Welcome to Spanish Wells

where they work hard

at fishing and lobstering. 

The Point. 

Flowers everywhere.
 
The town is unique in the Bahamas in its culture and industry. Like all other Bahamians, they have had to carve a life for themselves out of these rocks and have done so with ingenuity and hard work to build a large and successful industry of commercial lobstering. They don't use traps, they use “hotels” which regenerate the populations that they are harvesting, and divers to do the harvesting of 4-8 adult bugs per hotel. GPS helps a lot in finding the hotels, roughly 15,000 of which they have planted all over Bahamian waters as far south as the Ragged Islands. Now at the end of lobster season, the town is waiting for the ships to come home. One already has come in with its string of divers' dories tagging along behind. And much of the catch goes to the Red Lobster restaurant chain.
Mother ship and her dories returning home.

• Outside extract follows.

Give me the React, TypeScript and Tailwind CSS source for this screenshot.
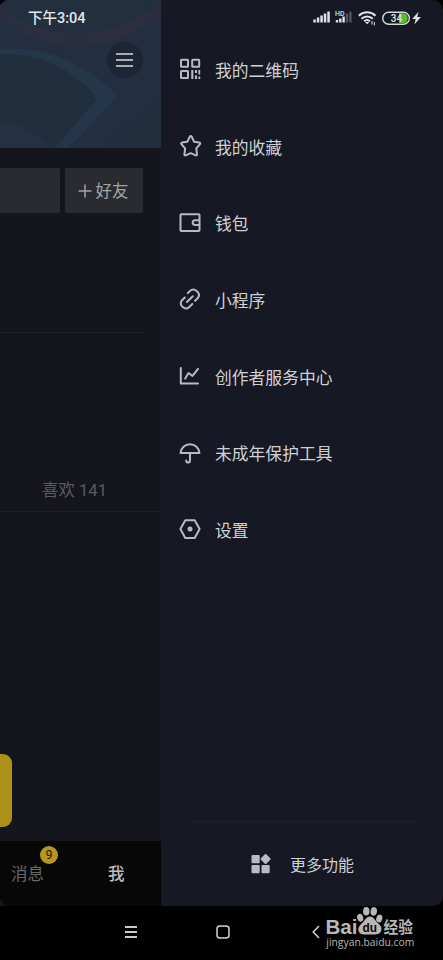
import React from 'react';
import { clsx } from 'clsx';

interface IconProps {
  children: React.ReactNode;
}

function MenuIcon({ children }: IconProps) {
  return (
    <svg
      viewBox="0 0 24 24"
      className="w-6 h-6 shrink-0"
      fill="none"
      stroke="#b9bac0"
      strokeWidth="2"
      strokeLinecap="round"
      strokeLinejoin="round"
    >
      {children}
    </svg>
  );
}

const menuItems = [
  {
    label: '我的二维码',
    icon: (
      <g strokeLinejoin="miter">
        <rect x="3" y="2.8" width="7" height="7" rx=".5" />
        <rect x="14.2" y="2.8" width="7" height="7" rx=".5" />
        <rect x="3" y="14" width="7" height="7" rx=".5" />
        <path
          d="M14.300 13v9M18 13v3M18 18.500v3.500"
          strokeWidth="2.100"
          strokeLinecap="butt"
        />
        <path d="M21.300 13v4.500M21.300 19.500v2.500" strokeWidth="1.800" strokeLinecap="butt" />
      </g>
    ),
  },
  {
    label: '我的收藏',
    icon: (
      <path d="M11.900 2.500c.4-.7 1.300-.7 1.700 0l2.500 5.200 5.300.9c.8.1 1.100 1 .6 1.600l-3.700 4.200.7 6c.1.800-.6 1.300-1.300 1l-5-2.200-5 2.200c-.7.300-1.400-.2-1.300-1l.7-6-3.700-4.200c-.5-.6-.2-1.500.6-1.600l5.300-.9z" />
    ),
  },
  {
    label: '钱包',
    icon: (
      <>
        <rect x="2.500" y="3.200" width="19" height="16.800" rx=".8" />
        <path d="M21.200 9.200h-4.100a2.400 2.400 0 0 0 0 4.800h4.100" />
      </>
    ),
  },
  {
    label: '小程序',
    icon: (
      <>
        <path d="m9.800 6.100 1.900-1.900c2-1.900 4.900-2 6.900-.3l1 1c1.800 2 1.700 4.700-.2 6.600l-2.300 2.200" />
        <path d="m6.800 10.500-2.500 2.500c-1.900 1.900-2 4.600-.2 6.400l.7.700c1.900 1.700 4.600 1.600 6.500-.2l3-2.900" />
        <path d="m8.900 15 5.900-5.800" />
      </>
    ),
  },
  {
    label: '创作者服务中心',
    icon: (
      <>
        <path d="M2.800 4v15.600H20" />
        <path d="m7.200 14.600 3.300-5.600 4 2.900 5.500-7" />
      </>
    ),
  },
  {
    label: '未成年保护工具',
    icon: (
      <>
        <path d="M2.500 11.900c.4-5 4.500-8.700 9.500-8.700s9.100 3.700 9.500 8.700z" />
        <path d="M12 12v7.400c0 2.700-3.600 2.800-3.800.2" />
      </>
    ),
  },
  {
    label: '设置',
    icon: (
      <>
        <path d="M7.300 3.200h9.400l4.900 8.900-4.900 8.900H7.300l-4.900-8.900z" />
        <circle cx="12" cy="12.100" r="2.500" fill="#b9bac0" stroke="none" />
      </>
    ),
  },
];

function StatusBar() {
  return (
    <div className="absolute left-0 top-0 w-full h-9 pl-[28px] pr-[19px] flex items-center justify-between text-[#e3e7ec]">
      <span className="mt-[3px] text-[14.500px] font-medium leading-none">下午3:04</span>
      <svg viewBox="0 0 112 20" className="w-[112px] h-5" fill="#dfe2e6">
        <path d="M1.300 11.500h2.500v3H1.300zM4.800 9.500h2.500v5H4.800zM8.300 7.500h2.500v7H8.300zM11.800 5.500h2.500v9h-2.500zM15.300 3.500h2.500v11h-2.500z" />
        <text x="23" y="7.500" fontSize="7" fontWeight="500" textLength="9.500" lengthAdjust="spacingAndGlyphs">HD</text>
        <path d="M23.800 12h2.400v2.500h-2.400zM27.100 10.500h2.400v4h-2.400zM30.400 8.500h2.400v6h-2.400z" />
        <path d="M33.800 5.500h2.400v9h-2.400zM37.200 3.500h2.400v11h-2.400z" fill="#50545d" />
        <g fill="none" stroke="#dfe2e6" strokeWidth="2">
          <path d="M46.800 7.700c4.700-4.500 12-4.500 16.700 0M49.500 10.700c3.200-3 8.100-3 11.300 0" />
          <path d="M52.200 13.300c1.700-1.500 4.100-1.500 5.800 0" />
        </g>
        <path d="m53 14 2.200 2.300 2.200-2.300zM59.500 13h1v3.500h-1zM61.800 14h1v3.500h-1z" />
        <path d="M87 5.200h4.400a5 5 0 0 1 0 9.900H87z" fill="#5fba2f" />
        <rect x="70.800" y="4.200" width="26.500" height="12" rx="5.800" fill="none" stroke="#d3d7d8" strokeWidth="1.400" />
        <text x="84.500" y="13.700" fontSize="10" fontWeight="500" textAnchor="middle">34</text>
        <path d="m106.500 3.700-6.300 7.400h3.500l-1.300 5.400 6.500-7.500h-3.700z" />
      </svg>
    </div>
  );
}

function ProfilePanel() {
  return (
    <div className="w-[161px] h-full flex flex-col bg-[#14151d] overflow-hidden">
      <div className="relative h-[148px] shrink-0">
        <svg viewBox="0 0 161 148" className="block w-full h-full">
          <rect width="161" height="148" fill="#232f41" />
          <path d="M0 0h158C124 44 40 46 0 8z" fill="#212f3e" />
          <path d="M0 5C38 43 116 43 161 0v11C119 58 40 58 0 15z" fill="#2b2d40" />
          <path d="M0 49c44-3 83 12 118 47l-50 52H0z" fill="#243649" />
          <path d="M0 54c40 0 72 13 97 45l-42 49H0z" fill="#212e3d" />
          <path d="M0 122c20 0 37 9 49 26H0z" fill="#233143" />
          <path d="M161 96 107 148h54z" fill="#212e3d" />
          <path d="M0 0h6L0 5z" fill="#05070a" />
        </svg>
        <button
          type="button"
          className="absolute left-[107px] top-[42px] w-9 h-9 pr-[1px] pb-[1px] rounded-full bg-[#1d2534] flex flex-col items-center justify-center gap-[4px]"
          aria-label="菜单"
        >
          <span className="w-[17px] h-[2px] bg-[#a9acb1]" />
          <span className="w-[17px] h-[2px] bg-[#a9acb1]" />
          <span className="w-[17px] h-[2px] bg-[#a9acb1]" />
        </button>
      </div>

      <div className="h-[185px] shrink-0 pt-5 mr-[17px] flex items-start gap-[5px] border-b border-[#1e1f26]">
        <div className="w-[60px] h-[45px] rounded-r-[2px] bg-[#2a2b30]" />
        <button
          type="button"
          className="w-[78px] h-[45px] pr-[2px] rounded-[2px] bg-[#2a2b30] flex items-center justify-center gap-[4px] text-[16.500px] text-[#a2a3a5]"
        >
          <svg viewBox="0 0 14 14" className="w-[14px] h-[14px]" stroke="currentColor" strokeWidth="1.500">
            <path d="M7 .5v13M.5 7h13" />
          </svg>
          <span className="mt-[3px] leading-none">好友</span>
        </button>
      </div>

      <div className="h-[179px] shrink-0 flex items-end pl-[42px] pb-[11px] border-b border-[#1e1f26]">
        <span className="text-[16.500px] leading-[18px] text-[#5a5b61]">喜欢 141</span>
      </div>

      <div className="flex-1 pt-[242px]">
        <div className="w-[12px] h-[73px] rounded-r-[9px] bg-[#ae9118]" />
      </div>

      <div className="h-[65px] pt-[4px] shrink-0 bg-[#070707] rounded-bl-[10px] flex items-center text-[16.500px] leading-none">
        <div className="relative ml-[11px] w-[34px] text-[#68696b]">
          消息
          <span className="absolute left-[29px] -top-[21px] w-[18px] h-[18px] rounded-full bg-[#b6961b] text-[12.500px] text-[#1b180b] flex items-center justify-center">
            9
          </span>
        </div>
        <div className="ml-[63px] font-medium text-[#bdbdbd]">我</div>
      </div>
    </div>
  );
}

function SideDrawer() {
  return (
    <div className="flex-1 h-full flex flex-col bg-[#161923] rounded-tr-[10px] rounded-br-[10px]">
      <nav className="pt-[31px]">
        {menuItems.map((item) => (
          <a key={item.label} className="h-[76.700px] pl-[17px] flex items-center gap-[13px]">
            <MenuIcon>{item.icon}</MenuIcon>
            <span className="mt-[4px] text-[16.800px] leading-none text-[#cfd0d4]">{item.label}</span>
          </a>
        ))}
      </nav>
      <div className="mt-auto mx-[27px] h-[85px] border-t border-[#1d2029] flex items-center pl-[63px] gap-[19px]">
        <svg viewBox="0 0 20 20" className="w-5 h-5" fill="#b9bac4">
          <rect x="0.500" y="1" width="8.200" height="8.200" rx="1" />
          <rect x="0.500" y="11" width="8.200" height="8.200" rx="1" />
          <rect x="10.500" y="11" width="8.200" height="8.200" rx="1" />
          <rect x="10.800" y="1.200" width="7.600" height="7.600" rx="1" transform="rotate(45 14.600 5)" />
        </svg>
        <span className="mt-[3px] text-[16px] leading-none text-[#cfd0d4]">更多功能</span>
      </div>
    </div>
  );
}

function Watermark() {
  return (
    <svg
      viewBox="0 0 95 46"
      className="absolute left-[324px] top-[904px] w-[95px] h-[46px] font-['Open_Sans','Noto_Sans_CJK_SC',sans-serif]"
      fill="#b7b7b7"
    >
      <text x="1.500" y="30" fontSize="20" fontWeight="700" textLength="32" lengthAdjust="spacingAndGlyphs" className="font-['Liberation_Sans']">
        Bai
      </text>
      <ellipse cx="36.200" cy="13.700" rx="3" ry="4" transform="rotate(-18 36.200 13.700)" />
      <ellipse cx="42.300" cy="7.200" rx="3.200" ry="4.300" />
      <ellipse cx="49.800" cy="7.400" rx="3.200" ry="4.300" transform="rotate(8 49.800 7.400)" />
      <ellipse cx="55.300" cy="14.500" rx="3" ry="4" transform="rotate(18 55.300 14.500)" />
      <path d="M46 12.500c3.200 0 4.800 3.500 7.200 6 3.200 3 5.300 5 3.800 8.700-1.500 3.600-5.800 3.300-11 3.300s-10 .7-11.300-3.300c-1-3.700 1.100-5.700 4-8.700 2.400-2.500 4.100-6 7.300-6z" />
      <text x="38.500" y="28" fontSize="12" fontWeight="700" fill="#080808" textLength="14.500" lengthAdjust="spacingAndGlyphs" className="font-['Liberation_Sans']">
        du
      </text>
      <text x="59.500" y="29" fontSize="15.500" fontWeight="700" textLength="29.500" lengthAdjust="spacingAndGlyphs">经验</text>
      <text x="2.300" y="42" fontSize="11" fontWeight="500" textLength="88" lengthAdjust="spacingAndGlyphs">
        jingyan.baidu.com
      </text>
    </svg>
  );
}

function NavigationBar() {
  const line = 'w-[12px] h-[2px] bg-[#cccccc]';
  return (
    <div className="h-[54px] bg-black flex items-center pl-[125px]">
      <div className="flex flex-col gap-[3px] pb-[3px]">
        <span className={line} />
        <span className={line} />
        <span className={line} />
      </div>
      <svg viewBox="0 0 14 14" className="ml-[79px] mb-[2px] w-[14px] h-[14px]" fill="none" stroke="#d2d2d2" strokeWidth="1.500">
        <rect x="1" y="1" width="12" height="12" rx="3" />
      </svg>
      <svg viewBox="0 0 8 14" className="ml-[82px] mb-[2px] w-2 h-[14px]" fill="none" stroke="#d2d2d2" strokeWidth="1.500">
        <path d="M7 1 1.200 7 7 13" />
      </svg>
    </div>
  );
}

export default function App() {
  return (
    <div
      className={clsx(
        'relative w-[443px] h-[960px] bg-black overflow-hidden',
        "font-[Roboto,'Noto_Sans_CJK_SC',sans-serif]"
      )}
    >
      <div className="h-[906px] flex">
        <ProfilePanel />
        <SideDrawer />
      </div>
      <NavigationBar />
      <StatusBar />
      <Watermark />
    </div>
  );
}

Double Exposure under sail

We buddy boated too. We had been running into “Double Exposure” out of Ontario all along the way north and they had similar plans to work north. So we did the long run from Shroud Cay to Current Cut (55 miles and nearly 9 hrs) and then through the Cut up to Spanish Wells the next day as their side-kick boat. They have been doing the cruising thing for years and are now on their way up from St. Kitts to sell their boat and trade it in for a larger one. It feels great to have another boat along, and Sue and Marty were great crew! Marty is a long-time gearhead and helped with skills ranging from outboard problems to creativity in the galley, and Susan is a complete water baby. We were sad to see them go.
Sue and Marty on Pinder's water taxi to the airport. 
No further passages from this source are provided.